When I sat down at the bar for lunch my server was more than happy to make suggestions about wine or food. And he wasn’t the least bit taken aback when I chose a different wine, knowing it better suited my taste. When I admitted I had not been there in a while he recommended the Mediterranean appetizer medley so I could try several of their popular dishes. It’s a good choice. The dish, mostly vegetarian, offers their baba ghanouj, hummus, cucumber tzatziki, beet and potato salad, Italian white bean and tuna salad, house marinated olives, and warm pita bread. It’s like a taste trip around the Mediterranean Sea.


I’ve long been a proponent of healthy foods, but it doesn’t matter how healthful it is nor how pretty your dish, good taste must come first. After recently chatting with Myers, I know that’s one of the reasons he’s so successful. Myers admitted another reason Big Sky is so popular is its price structure.
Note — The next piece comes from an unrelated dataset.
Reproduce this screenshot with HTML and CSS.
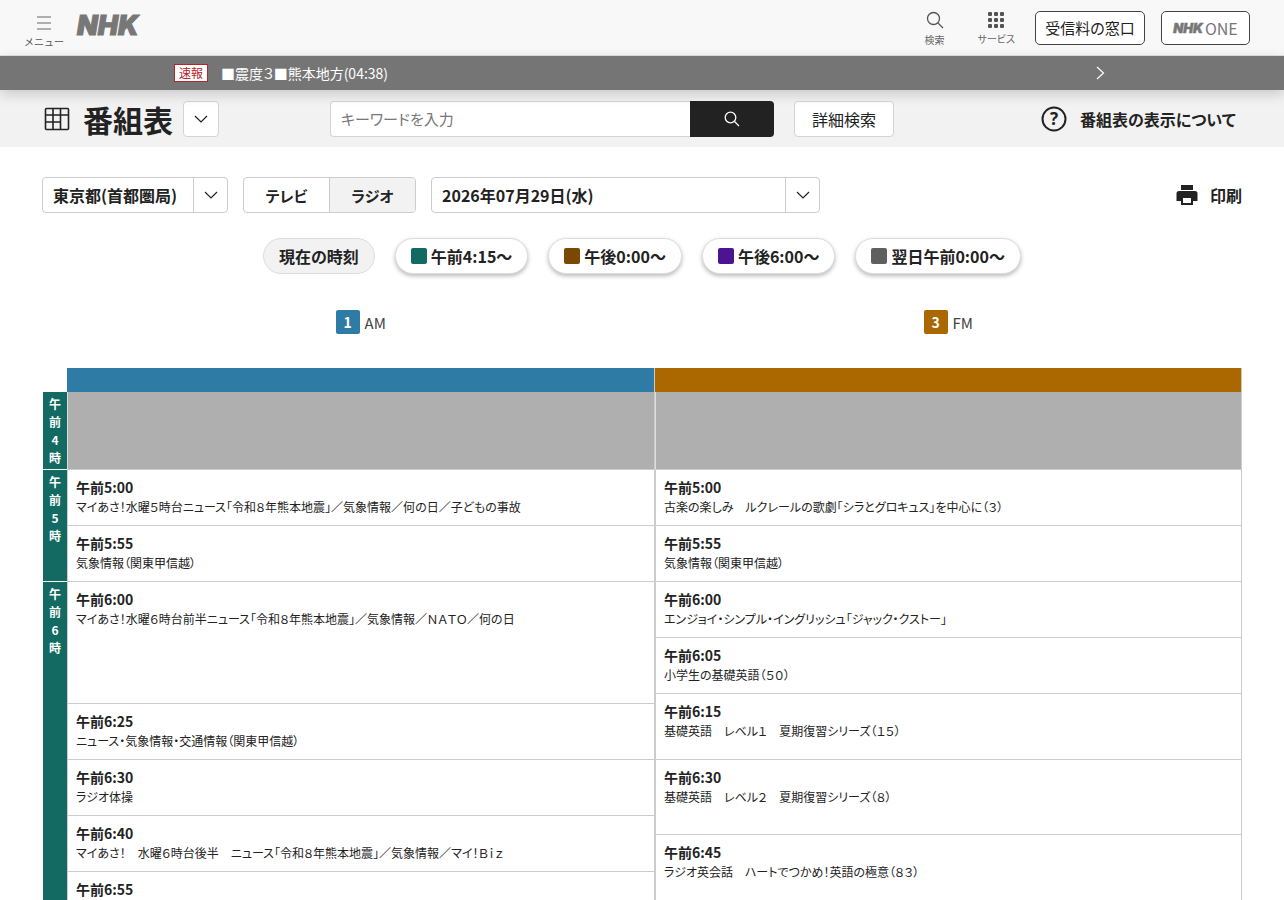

“I wanted to make it part of the local scene by making it affordable for everyone. Our customers can be on a fixed income, college students, a young family, or hipsters. It’s nice to be able to eat out and only spend $20 to $30 for dinner,” Myers said honestly. “Not every meal has to be a stellar culinary experience.”

After moving here in early 1996, I came to know the soulful restaurateur behind this retro-looking restaurant and its “modern cuisine.” Actually, the website,, describes their cuisine as: “Analog food for a digital world.” His creative eatery is the pinnacle for people who seek out restaurants with personality, and this one is as local as they come.

click to enlarge PHOTO BY STEVE E. MILLER

Myers, an advocate of farmers markets, has always served quality food and wine from local farms and wineries. He and his chefs strive to offer organic and sustainably produced products whenever possible. Now that our county is blossoming with artisan producers, be it makers of wine, cheese, olive oil or vinegar, they have many more quality choices to stock their larder. The excellent wine list offers an array of local wines, and a great selection of interesting varietals that complement the menu, all reasonably priced.

During the remodeling and retrofitting Myers said, “I wanted to create an old European feel while keeping the old building feeling.” They did it by covering the new support beams with an impressive new back bar, and replacing the building front with a folding glass doors. The roof had to be removed so he adding another sky light. “Old buildings have a lot of charm and they have a lot of problems.”

Before the remodeling Myers had rehired his original chef Greg Holt who helped him redesign and modernize the kitchen, adding three new ovens. Despite the major remodeling he was only forced to close 16 days. “We were lucky to get it done in two weeks. You had to wonder how long customers would be patient,” Myers recalled. “If people have to think about whether or not you’re open they might go somewhere else.”


I’m willing to bet most locals have great memories of meals enjoyed here. I still vividly remember my first Fat Tuesday party here because I was so jazzed about the authentic New Orleans style meal. Before it was over I told Myers, I’m going to write about this dinner in New Times. “Please don’t,” he said with a smile that said he was serious. “We’re already at the point we can’t get everyone in who wants reservations.” After talking with Myers I stayed for lunch, and by noon Big Sky was packed, the patio and the dining room, just as it has always been when I’ve dined here.

Myers doesn’t need a good review from me, everybody loves Big Sky, but he has always had my respect. And as we all know, Big Sky is always worth the wait.